There will be much legal argument, and lawyers will make a lot of money.
https://www.microsoft.com/en-us/legal/intellectualproperty/trademarks/en-us.aspx
Why not develop the concept of this article further and actually write and publish a branded choose your own adventure book called "Boundersnitch" in which a writer called Charlie "choose your own adventure" Booker rips off the idea of a choose your own adventure book for a subscription tv service called "Webpix" and gains lots of publicity and money by doing so? It would be even more of a postmodern jape than the interactive tv show, especially if they gained lots of publicity and money by doing so.
As for the poem, must reference this marvellous 1968 pyschedelic song adaptation, which always raises a smile in my house :
https://www.youtube.com/watch?v=2ylIEdzbmcE
... because I'd never heard of them before.

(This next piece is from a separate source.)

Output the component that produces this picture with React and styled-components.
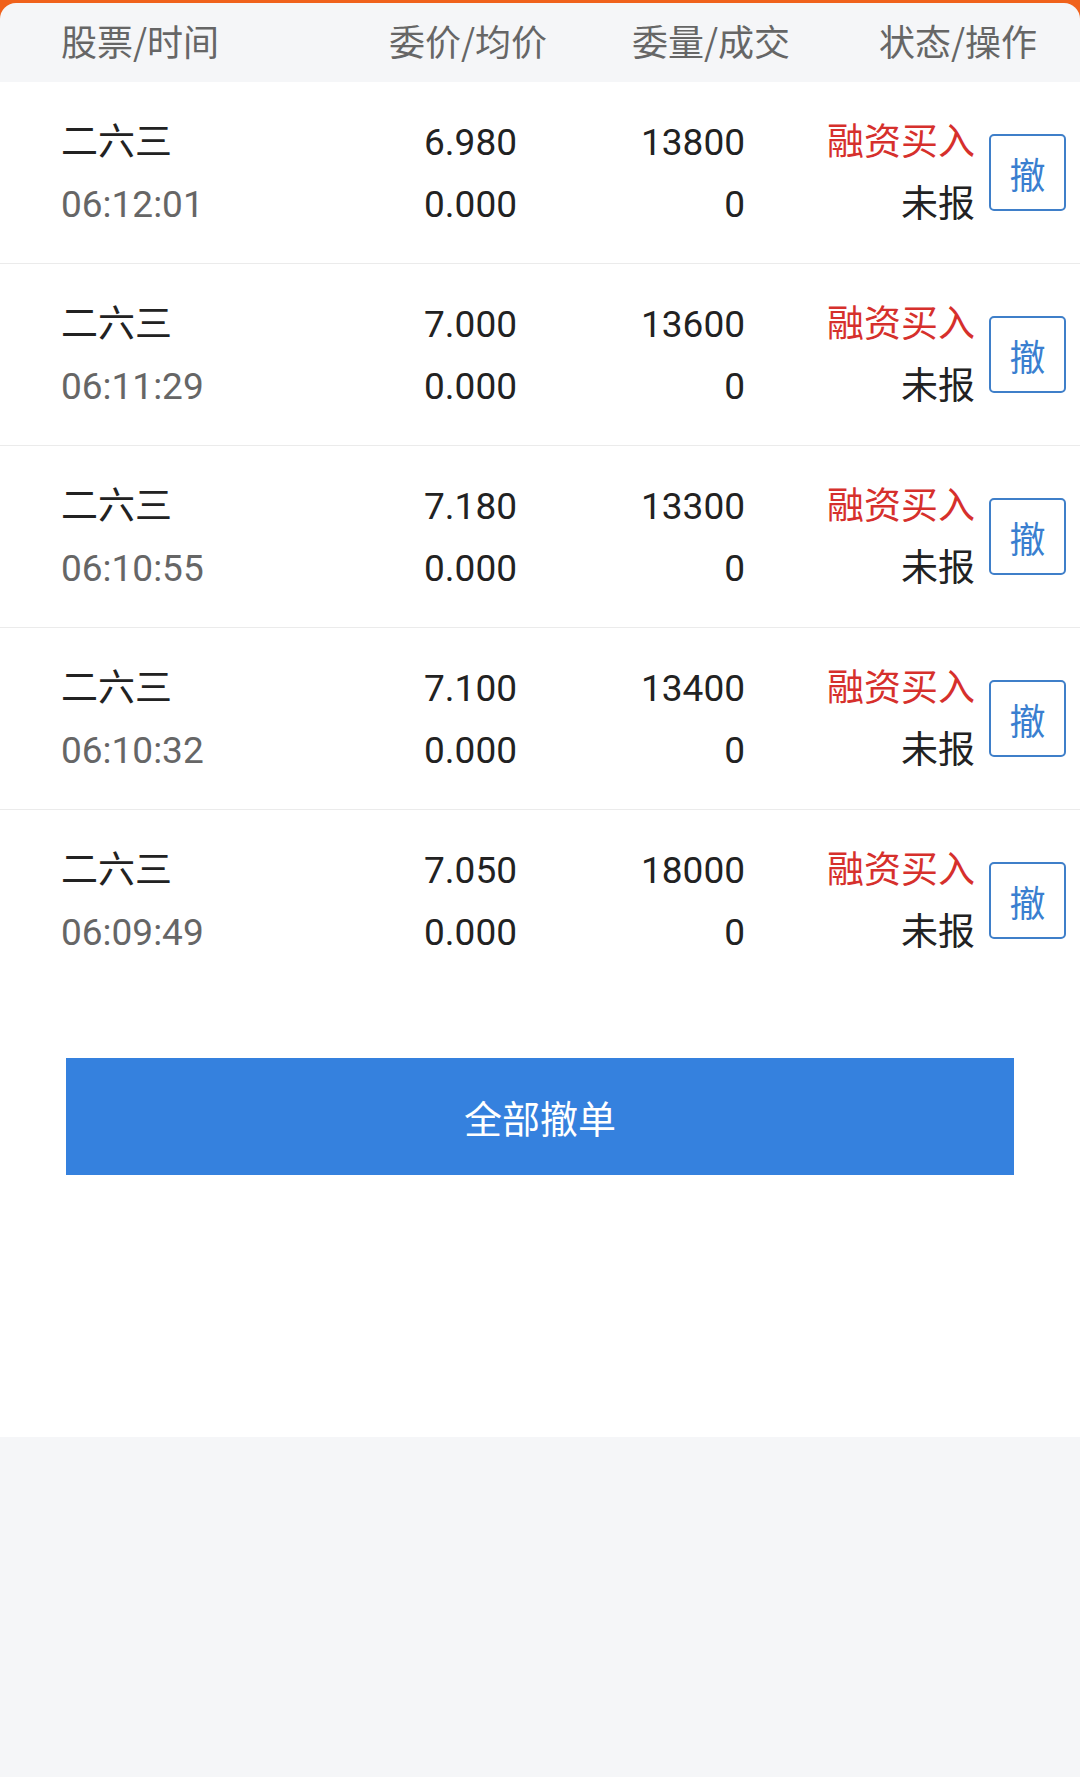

If anyone had asked, I'd have associated the phrase with the aforementioned 'Fighting Fantasy' books, incorrectly.
So, having said that, from my PoV, this hasn't damaged their brand, it's made me aware of it.
I have heard of ChooseCo before, but only in the context of them aggressively suing anyone who used the phrase "choose your own adventure", without (TM)-ing it to them.
In fact, if Netflix lose, I could see Brooker fixing the problem by just inserting a scene where the character stares straight into the camera, and says "'choose your own adventure' is a trademark of ChooseCo", and then cuts back.
...it won't play on any of the devices I use for Netflix - my 3rd gen Apple TV, an older iPad, and any of my usual PC browsers, so the only comment I can make is "complete fail" Netflix. A great pity as Black Mirror is otherwise one of the best series I've ever watched.